Required work: Copy the records that follow exactly as written, but not their pictures.

══════════════════════════════

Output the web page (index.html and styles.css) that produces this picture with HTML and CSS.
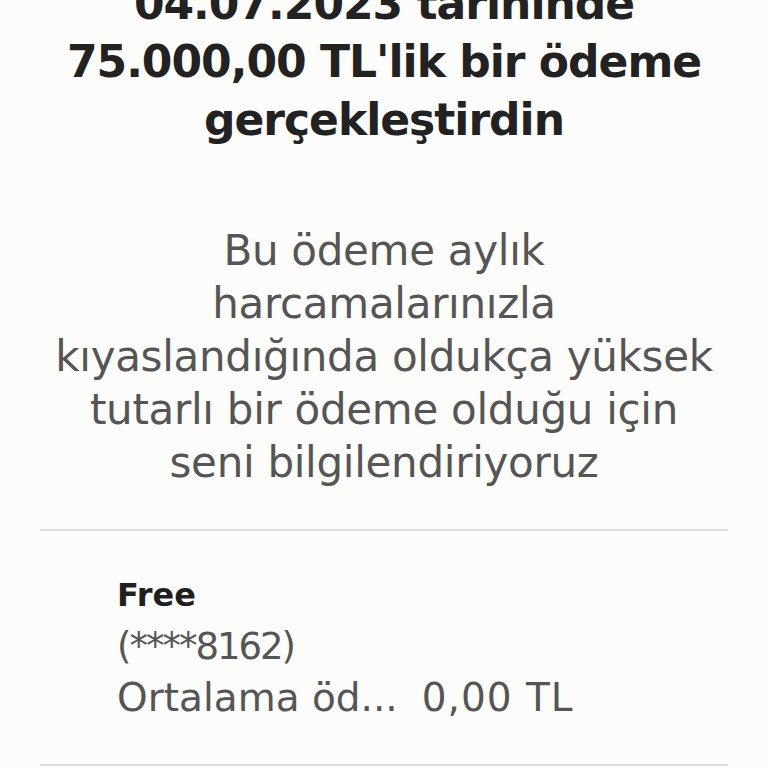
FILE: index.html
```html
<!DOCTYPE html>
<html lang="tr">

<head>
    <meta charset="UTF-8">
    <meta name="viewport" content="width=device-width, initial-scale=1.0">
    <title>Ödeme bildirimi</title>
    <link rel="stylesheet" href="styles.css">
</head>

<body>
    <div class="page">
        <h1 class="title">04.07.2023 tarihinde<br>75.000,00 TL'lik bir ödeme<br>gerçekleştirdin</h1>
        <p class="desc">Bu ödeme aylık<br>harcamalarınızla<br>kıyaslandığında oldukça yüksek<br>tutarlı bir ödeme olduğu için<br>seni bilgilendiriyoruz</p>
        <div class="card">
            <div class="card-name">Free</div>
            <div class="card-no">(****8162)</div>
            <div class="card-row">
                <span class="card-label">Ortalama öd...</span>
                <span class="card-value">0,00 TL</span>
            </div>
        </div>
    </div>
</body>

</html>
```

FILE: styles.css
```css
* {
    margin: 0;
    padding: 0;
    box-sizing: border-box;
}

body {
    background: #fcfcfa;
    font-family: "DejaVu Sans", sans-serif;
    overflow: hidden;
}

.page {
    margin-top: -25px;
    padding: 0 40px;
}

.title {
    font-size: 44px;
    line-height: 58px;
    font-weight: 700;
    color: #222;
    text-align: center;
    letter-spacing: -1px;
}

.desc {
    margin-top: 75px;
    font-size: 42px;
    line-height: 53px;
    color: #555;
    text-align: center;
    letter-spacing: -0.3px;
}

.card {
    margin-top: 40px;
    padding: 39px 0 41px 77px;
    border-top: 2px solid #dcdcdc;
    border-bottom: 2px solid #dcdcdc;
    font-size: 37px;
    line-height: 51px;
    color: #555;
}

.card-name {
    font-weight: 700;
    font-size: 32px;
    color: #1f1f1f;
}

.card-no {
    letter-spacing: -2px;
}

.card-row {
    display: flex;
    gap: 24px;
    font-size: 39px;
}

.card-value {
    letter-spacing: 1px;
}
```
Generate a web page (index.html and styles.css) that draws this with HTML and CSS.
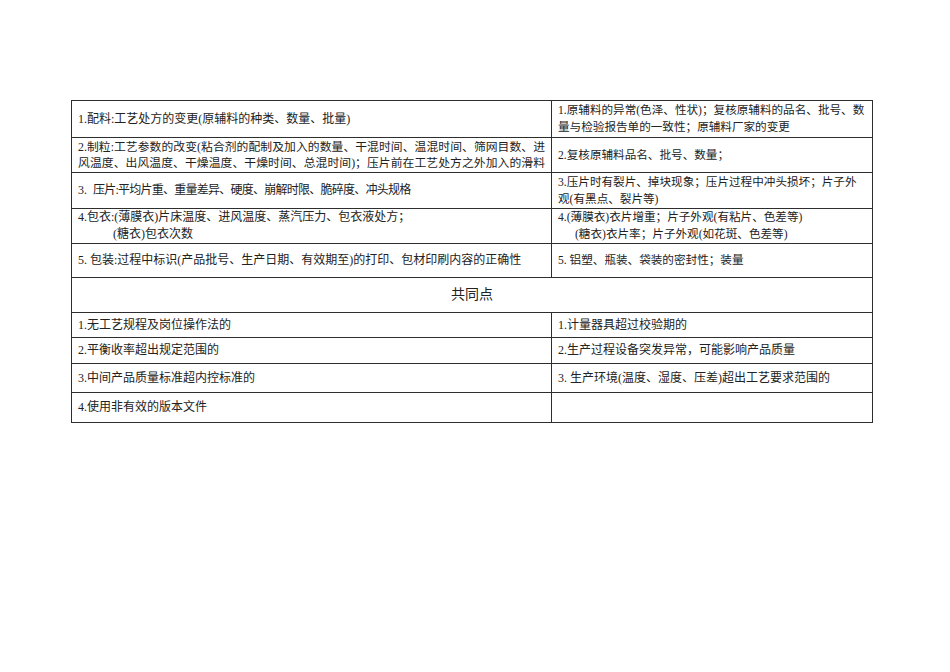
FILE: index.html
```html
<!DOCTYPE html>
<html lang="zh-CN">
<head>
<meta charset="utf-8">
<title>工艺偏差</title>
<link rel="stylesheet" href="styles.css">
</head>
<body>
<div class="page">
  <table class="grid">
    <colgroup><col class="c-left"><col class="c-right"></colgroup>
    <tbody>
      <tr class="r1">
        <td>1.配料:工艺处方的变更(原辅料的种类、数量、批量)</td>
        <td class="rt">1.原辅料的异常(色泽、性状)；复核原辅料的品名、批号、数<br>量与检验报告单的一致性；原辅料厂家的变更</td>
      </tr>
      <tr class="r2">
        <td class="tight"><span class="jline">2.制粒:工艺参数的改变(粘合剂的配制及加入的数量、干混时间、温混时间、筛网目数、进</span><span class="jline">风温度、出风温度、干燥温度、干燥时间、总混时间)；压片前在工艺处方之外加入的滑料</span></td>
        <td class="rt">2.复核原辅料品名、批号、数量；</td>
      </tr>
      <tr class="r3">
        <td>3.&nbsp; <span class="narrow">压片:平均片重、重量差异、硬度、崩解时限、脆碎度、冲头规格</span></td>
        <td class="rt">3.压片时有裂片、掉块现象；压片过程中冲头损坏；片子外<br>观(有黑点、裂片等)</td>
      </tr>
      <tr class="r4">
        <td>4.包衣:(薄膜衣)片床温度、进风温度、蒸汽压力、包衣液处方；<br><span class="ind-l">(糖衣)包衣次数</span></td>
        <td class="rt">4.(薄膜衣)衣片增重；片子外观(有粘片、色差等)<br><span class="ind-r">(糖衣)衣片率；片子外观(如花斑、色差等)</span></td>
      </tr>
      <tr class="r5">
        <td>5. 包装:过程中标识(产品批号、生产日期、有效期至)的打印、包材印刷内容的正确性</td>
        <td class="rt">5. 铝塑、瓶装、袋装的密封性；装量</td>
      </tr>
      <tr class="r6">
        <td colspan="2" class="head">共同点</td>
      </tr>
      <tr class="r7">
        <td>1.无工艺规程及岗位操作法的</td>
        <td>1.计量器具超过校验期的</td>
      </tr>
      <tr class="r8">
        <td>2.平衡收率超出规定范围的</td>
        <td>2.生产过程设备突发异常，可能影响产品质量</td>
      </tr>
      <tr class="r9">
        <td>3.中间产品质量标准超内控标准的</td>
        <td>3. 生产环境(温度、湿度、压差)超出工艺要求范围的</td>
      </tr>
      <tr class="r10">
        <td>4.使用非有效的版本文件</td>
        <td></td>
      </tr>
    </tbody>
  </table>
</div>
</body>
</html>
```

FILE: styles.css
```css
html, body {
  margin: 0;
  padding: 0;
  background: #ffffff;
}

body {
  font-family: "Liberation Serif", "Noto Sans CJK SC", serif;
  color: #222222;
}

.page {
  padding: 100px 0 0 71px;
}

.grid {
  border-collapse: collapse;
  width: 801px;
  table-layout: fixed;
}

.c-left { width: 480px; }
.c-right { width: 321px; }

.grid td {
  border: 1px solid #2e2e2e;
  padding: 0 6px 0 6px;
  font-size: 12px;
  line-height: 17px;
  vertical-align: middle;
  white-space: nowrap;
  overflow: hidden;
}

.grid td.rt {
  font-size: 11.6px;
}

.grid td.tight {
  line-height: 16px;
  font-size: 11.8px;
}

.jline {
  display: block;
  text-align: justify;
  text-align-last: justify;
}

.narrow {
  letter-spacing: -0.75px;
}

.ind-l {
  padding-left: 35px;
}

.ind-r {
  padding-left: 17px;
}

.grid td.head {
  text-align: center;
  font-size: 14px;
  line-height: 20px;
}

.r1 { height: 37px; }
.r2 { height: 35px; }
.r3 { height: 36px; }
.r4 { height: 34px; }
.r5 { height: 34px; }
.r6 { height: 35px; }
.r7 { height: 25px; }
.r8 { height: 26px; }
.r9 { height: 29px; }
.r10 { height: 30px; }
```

══════════════════════════════

Written answer:
Output the web page (index.html and styles.css) that produces this picture with HTML and CSS.
FILE: index.html
```html
<!DOCTYPE html>
<html lang="tr">

<head>
    <meta charset="UTF-8">
    <meta name="viewport" content="width=device-width, initial-scale=1.0">
    <title>Ödeme bildirimi</title>
    <link rel="stylesheet" href="styles.css">
</head>

<body>
    <div class="page">
        <h1 class="title">04.07.2023 tarihinde<br>75.000,00 TL'lik bir ödeme<br>gerçekleştirdin</h1>
        <p class="desc">Bu ödeme aylık<br>harcamalarınızla<br>kıyaslandığında oldukça yüksek<br>tutarlı bir ödeme olduğu için<br>seni bilgilendiriyoruz</p>
        <div class="card">
            <div class="card-name">Free</div>
            <div class="card-no">(****8162)</div>
            <div class="card-row">
                <span class="card-label">Ortalama öd...</span>
                <span class="card-value">0,00 TL</span>
            </div>
        </div>
    </div>
</body>

</html>
```

FILE: styles.css
```css
* {
    margin: 0;
    padding: 0;
    box-sizing: border-box;
}

body {
    background: #fcfcfa;
    font-family: "DejaVu Sans", sans-serif;
    overflow: hidden;
}

.page {
    margin-top: -25px;
    padding: 0 40px;
}

.title {
    font-size: 44px;
    line-height: 58px;
    font-weight: 700;
    color: #222;
    text-align: center;
    letter-spacing: -1px;
}

.desc {
    margin-top: 75px;
    font-size: 42px;
    line-height: 53px;
    color: #555;
    text-align: center;
    letter-spacing: -0.3px;
}

.card {
    margin-top: 40px;
    padding: 39px 0 41px 77px;
    border-top: 2px solid #dcdcdc;
    border-bottom: 2px solid #dcdcdc;
    font-size: 37px;
    line-height: 51px;
    color: #555;
}

.card-name {
    font-weight: 700;
    font-size: 32px;
    color: #1f1f1f;
}

.card-no {
    letter-spacing: -2px;
}

.card-row {
    display: flex;
    gap: 24px;
    font-size: 39px;
}

.card-value {
    letter-spacing: 1px;
}
```
Generate a web page (index.html and styles.css) that draws this with HTML and CSS.
FILE: index.html
```html
<!DOCTYPE html>
<html lang="zh-CN">
<head>
<meta charset="utf-8">
<title>工艺偏差</title>
<link rel="stylesheet" href="styles.css">
</head>
<body>
<div class="page">
  <table class="grid">
    <colgroup><col class="c-left"><col class="c-right"></colgroup>
    <tbody>
      <tr class="r1">
        <td>1.配料:工艺处方的变更(原辅料的种类、数量、批量)</td>
        <td class="rt">1.原辅料的异常(色泽、性状)；复核原辅料的品名、批号、数<br>量与检验报告单的一致性；原辅料厂家的变更</td>
      </tr>
      <tr class="r2">
        <td class="tight"><span class="jline">2.制粒:工艺参数的改变(粘合剂的配制及加入的数量、干混时间、温混时间、筛网目数、进</span><span class="jline">风温度、出风温度、干燥温度、干燥时间、总混时间)；压片前在工艺处方之外加入的滑料</span></td>
        <td class="rt">2.复核原辅料品名、批号、数量；</td>
      </tr>
      <tr class="r3">
        <td>3.&nbsp; <span class="narrow">压片:平均片重、重量差异、硬度、崩解时限、脆碎度、冲头规格</span></td>
        <td class="rt">3.压片时有裂片、掉块现象；压片过程中冲头损坏；片子外<br>观(有黑点、裂片等)</td>
      </tr>
      <tr class="r4">
        <td>4.包衣:(薄膜衣)片床温度、进风温度、蒸汽压力、包衣液处方；<br><span class="ind-l">(糖衣)包衣次数</span></td>
        <td class="rt">4.(薄膜衣)衣片增重；片子外观(有粘片、色差等)<br><span class="ind-r">(糖衣)衣片率；片子外观(如花斑、色差等)</span></td>
      </tr>
      <tr class="r5">
        <td>5. 包装:过程中标识(产品批号、生产日期、有效期至)的打印、包材印刷内容的正确性</td>
        <td class="rt">5. 铝塑、瓶装、袋装的密封性；装量</td>
      </tr>
      <tr class="r6">
        <td colspan="2" class="head">共同点</td>
      </tr>
      <tr class="r7">
        <td>1.无工艺规程及岗位操作法的</td>
        <td>1.计量器具超过校验期的</td>
      </tr>
      <tr class="r8">
        <td>2.平衡收率超出规定范围的</td>
        <td>2.生产过程设备突发异常，可能影响产品质量</td>
      </tr>
      <tr class="r9">
        <td>3.中间产品质量标准超内控标准的</td>
        <td>3. 生产环境(温度、湿度、压差)超出工艺要求范围的</td>
      </tr>
      <tr class="r10">
        <td>4.使用非有效的版本文件</td>
        <td></td>
      </tr>
    </tbody>
  </table>
</div>
</body>
</html>
```

FILE: styles.css
```css
html, body {
  margin: 0;
  padding: 0;
  background: #ffffff;
}

body {
  font-family: "Liberation Serif", "Noto Sans CJK SC", serif;
  color: #222222;
}

.page {
  padding: 100px 0 0 71px;
}

.grid {
  border-collapse: collapse;
  width: 801px;
  table-layout: fixed;
}

.c-left { width: 480px; }
.c-right { width: 321px; }

.grid td {
  border: 1px solid #2e2e2e;
  padding: 0 6px 0 6px;
  font-size: 12px;
  line-height: 17px;
  vertical-align: middle;
  white-space: nowrap;
  overflow: hidden;
}

.grid td.rt {
  font-size: 11.6px;
}

.grid td.tight {
  line-height: 16px;
  font-size: 11.8px;
}

.jline {
  display: block;
  text-align: justify;
  text-align-last: justify;
}

.narrow {
  letter-spacing: -0.75px;
}

.ind-l {
  padding-left: 35px;
}

.ind-r {
  padding-left: 17px;
}

.grid td.head {
  text-align: center;
  font-size: 14px;
  line-height: 20px;
}

.r1 { height: 37px; }
.r2 { height: 35px; }
.r3 { height: 36px; }
.r4 { height: 34px; }
.r5 { height: 34px; }
.r6 { height: 35px; }
.r7 { height: 25px; }
.r8 { height: 26px; }
.r9 { height: 29px; }
.r10 { height: 30px; }
```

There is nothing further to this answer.